* [Recorded data]:
* * *

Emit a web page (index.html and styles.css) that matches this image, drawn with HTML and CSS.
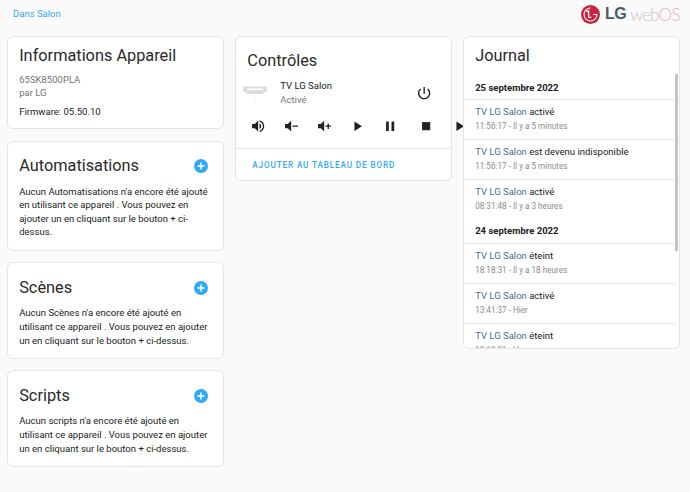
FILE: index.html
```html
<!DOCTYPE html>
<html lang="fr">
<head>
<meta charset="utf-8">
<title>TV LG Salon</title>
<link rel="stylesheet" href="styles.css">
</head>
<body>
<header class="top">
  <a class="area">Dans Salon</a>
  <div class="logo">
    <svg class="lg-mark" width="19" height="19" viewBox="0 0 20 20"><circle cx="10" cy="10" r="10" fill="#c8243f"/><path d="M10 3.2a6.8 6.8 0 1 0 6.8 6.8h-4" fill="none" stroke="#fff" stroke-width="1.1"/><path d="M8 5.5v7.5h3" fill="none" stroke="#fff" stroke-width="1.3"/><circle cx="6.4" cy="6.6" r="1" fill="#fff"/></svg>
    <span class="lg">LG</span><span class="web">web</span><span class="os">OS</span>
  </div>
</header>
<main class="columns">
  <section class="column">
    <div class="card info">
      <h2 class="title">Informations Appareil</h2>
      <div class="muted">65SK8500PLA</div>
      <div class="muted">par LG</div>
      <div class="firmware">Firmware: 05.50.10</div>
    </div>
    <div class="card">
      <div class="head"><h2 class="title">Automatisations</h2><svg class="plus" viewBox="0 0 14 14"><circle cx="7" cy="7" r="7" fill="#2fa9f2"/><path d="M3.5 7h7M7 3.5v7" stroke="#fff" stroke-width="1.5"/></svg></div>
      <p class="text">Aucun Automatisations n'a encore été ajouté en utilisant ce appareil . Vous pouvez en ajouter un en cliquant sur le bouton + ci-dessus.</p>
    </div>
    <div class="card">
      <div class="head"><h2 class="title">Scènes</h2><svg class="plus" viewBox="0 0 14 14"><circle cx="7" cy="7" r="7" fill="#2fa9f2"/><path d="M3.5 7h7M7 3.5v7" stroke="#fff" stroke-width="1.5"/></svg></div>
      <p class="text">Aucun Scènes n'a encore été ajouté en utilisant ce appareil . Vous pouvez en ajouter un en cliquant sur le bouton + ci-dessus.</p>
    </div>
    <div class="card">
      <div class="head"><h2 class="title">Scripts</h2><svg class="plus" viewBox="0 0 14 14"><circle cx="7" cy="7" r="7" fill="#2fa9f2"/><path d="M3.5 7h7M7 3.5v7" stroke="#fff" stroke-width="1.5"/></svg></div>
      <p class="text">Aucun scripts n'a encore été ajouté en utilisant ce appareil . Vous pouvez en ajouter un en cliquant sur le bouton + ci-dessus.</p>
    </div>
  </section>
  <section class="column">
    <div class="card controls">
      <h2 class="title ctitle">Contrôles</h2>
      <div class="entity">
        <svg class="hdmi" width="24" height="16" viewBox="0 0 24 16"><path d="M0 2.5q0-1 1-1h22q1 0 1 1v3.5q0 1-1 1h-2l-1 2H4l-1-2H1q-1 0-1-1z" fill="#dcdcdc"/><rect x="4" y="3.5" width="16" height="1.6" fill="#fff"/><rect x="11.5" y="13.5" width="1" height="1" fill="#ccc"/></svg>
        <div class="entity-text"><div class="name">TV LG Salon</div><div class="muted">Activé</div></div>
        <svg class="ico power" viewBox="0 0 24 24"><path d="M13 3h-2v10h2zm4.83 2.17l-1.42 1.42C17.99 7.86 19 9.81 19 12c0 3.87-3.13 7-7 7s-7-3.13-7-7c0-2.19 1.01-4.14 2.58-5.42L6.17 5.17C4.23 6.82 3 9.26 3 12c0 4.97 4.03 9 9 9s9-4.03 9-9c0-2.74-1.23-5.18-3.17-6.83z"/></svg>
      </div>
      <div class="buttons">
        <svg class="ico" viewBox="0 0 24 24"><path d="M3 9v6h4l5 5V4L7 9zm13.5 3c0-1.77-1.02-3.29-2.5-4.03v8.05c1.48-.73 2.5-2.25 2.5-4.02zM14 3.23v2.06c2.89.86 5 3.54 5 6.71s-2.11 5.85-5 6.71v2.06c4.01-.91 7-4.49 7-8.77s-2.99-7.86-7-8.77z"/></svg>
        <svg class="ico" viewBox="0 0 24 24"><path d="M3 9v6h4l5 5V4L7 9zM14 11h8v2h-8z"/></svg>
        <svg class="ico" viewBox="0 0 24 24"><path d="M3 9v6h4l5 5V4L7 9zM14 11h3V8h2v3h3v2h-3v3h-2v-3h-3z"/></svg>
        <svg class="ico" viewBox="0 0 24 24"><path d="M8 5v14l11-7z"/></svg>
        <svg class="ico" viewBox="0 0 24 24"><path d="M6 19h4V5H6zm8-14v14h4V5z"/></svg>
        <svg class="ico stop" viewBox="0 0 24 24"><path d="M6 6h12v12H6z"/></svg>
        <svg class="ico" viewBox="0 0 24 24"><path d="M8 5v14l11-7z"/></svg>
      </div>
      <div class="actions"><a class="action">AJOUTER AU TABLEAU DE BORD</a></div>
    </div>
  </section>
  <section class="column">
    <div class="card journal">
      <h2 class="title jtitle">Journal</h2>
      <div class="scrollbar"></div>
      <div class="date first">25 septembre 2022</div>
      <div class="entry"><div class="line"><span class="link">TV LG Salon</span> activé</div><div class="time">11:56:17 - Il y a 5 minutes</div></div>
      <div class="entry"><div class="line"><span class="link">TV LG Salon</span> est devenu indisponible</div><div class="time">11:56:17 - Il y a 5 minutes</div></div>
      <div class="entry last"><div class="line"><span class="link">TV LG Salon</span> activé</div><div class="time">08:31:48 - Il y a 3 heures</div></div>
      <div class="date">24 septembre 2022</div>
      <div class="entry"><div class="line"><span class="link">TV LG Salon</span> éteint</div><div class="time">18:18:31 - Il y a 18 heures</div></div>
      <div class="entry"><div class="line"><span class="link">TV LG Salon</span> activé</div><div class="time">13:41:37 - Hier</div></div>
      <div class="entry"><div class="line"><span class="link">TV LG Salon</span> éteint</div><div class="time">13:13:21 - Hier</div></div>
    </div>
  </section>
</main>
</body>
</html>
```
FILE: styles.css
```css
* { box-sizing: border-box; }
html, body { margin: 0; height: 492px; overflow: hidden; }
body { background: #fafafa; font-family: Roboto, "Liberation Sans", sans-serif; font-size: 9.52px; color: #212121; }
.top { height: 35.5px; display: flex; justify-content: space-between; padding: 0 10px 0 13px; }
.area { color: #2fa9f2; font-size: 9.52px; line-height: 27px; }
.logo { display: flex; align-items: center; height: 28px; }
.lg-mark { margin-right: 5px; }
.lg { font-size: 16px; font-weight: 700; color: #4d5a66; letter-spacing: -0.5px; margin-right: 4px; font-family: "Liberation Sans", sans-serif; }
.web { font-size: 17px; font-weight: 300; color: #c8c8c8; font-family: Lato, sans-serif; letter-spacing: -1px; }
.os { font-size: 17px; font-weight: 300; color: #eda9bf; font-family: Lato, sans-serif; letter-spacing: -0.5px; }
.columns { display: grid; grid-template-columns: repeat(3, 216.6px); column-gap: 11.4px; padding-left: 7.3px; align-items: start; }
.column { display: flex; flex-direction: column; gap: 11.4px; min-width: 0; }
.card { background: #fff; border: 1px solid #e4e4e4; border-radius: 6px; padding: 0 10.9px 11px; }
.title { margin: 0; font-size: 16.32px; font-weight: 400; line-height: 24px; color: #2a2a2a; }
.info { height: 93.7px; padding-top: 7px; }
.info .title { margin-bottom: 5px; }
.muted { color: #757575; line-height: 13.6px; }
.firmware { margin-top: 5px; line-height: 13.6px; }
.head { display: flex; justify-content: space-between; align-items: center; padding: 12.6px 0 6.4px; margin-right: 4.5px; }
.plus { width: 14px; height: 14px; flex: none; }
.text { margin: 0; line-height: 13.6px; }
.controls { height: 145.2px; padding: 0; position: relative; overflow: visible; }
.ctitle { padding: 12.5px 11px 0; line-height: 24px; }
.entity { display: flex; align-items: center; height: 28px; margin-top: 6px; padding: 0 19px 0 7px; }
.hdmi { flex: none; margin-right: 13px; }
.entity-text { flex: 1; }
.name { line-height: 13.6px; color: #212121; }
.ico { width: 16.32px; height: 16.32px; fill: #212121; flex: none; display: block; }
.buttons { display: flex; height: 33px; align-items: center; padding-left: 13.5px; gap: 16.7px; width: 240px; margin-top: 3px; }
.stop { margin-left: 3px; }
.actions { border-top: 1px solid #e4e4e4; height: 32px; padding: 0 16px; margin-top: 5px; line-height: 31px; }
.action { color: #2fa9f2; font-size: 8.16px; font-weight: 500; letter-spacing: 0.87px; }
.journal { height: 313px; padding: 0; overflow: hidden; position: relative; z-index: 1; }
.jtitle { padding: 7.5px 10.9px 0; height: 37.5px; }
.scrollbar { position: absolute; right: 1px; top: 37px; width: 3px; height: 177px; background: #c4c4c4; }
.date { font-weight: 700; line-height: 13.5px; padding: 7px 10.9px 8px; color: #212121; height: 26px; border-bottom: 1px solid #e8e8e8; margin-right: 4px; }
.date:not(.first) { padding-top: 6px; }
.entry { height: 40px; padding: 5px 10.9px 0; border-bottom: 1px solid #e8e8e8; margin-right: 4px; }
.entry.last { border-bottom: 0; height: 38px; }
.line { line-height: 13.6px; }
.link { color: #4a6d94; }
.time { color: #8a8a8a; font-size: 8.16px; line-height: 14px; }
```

* * *

* [Work required]: Look through the listing above. Pick out each line with "styles" and copy it.

* [Written solution]:
Emit a web page (index.html and styles.css) that matches this image, drawn with HTML and CSS.
<link rel="stylesheet" href="styles.css">
FILE: styles.css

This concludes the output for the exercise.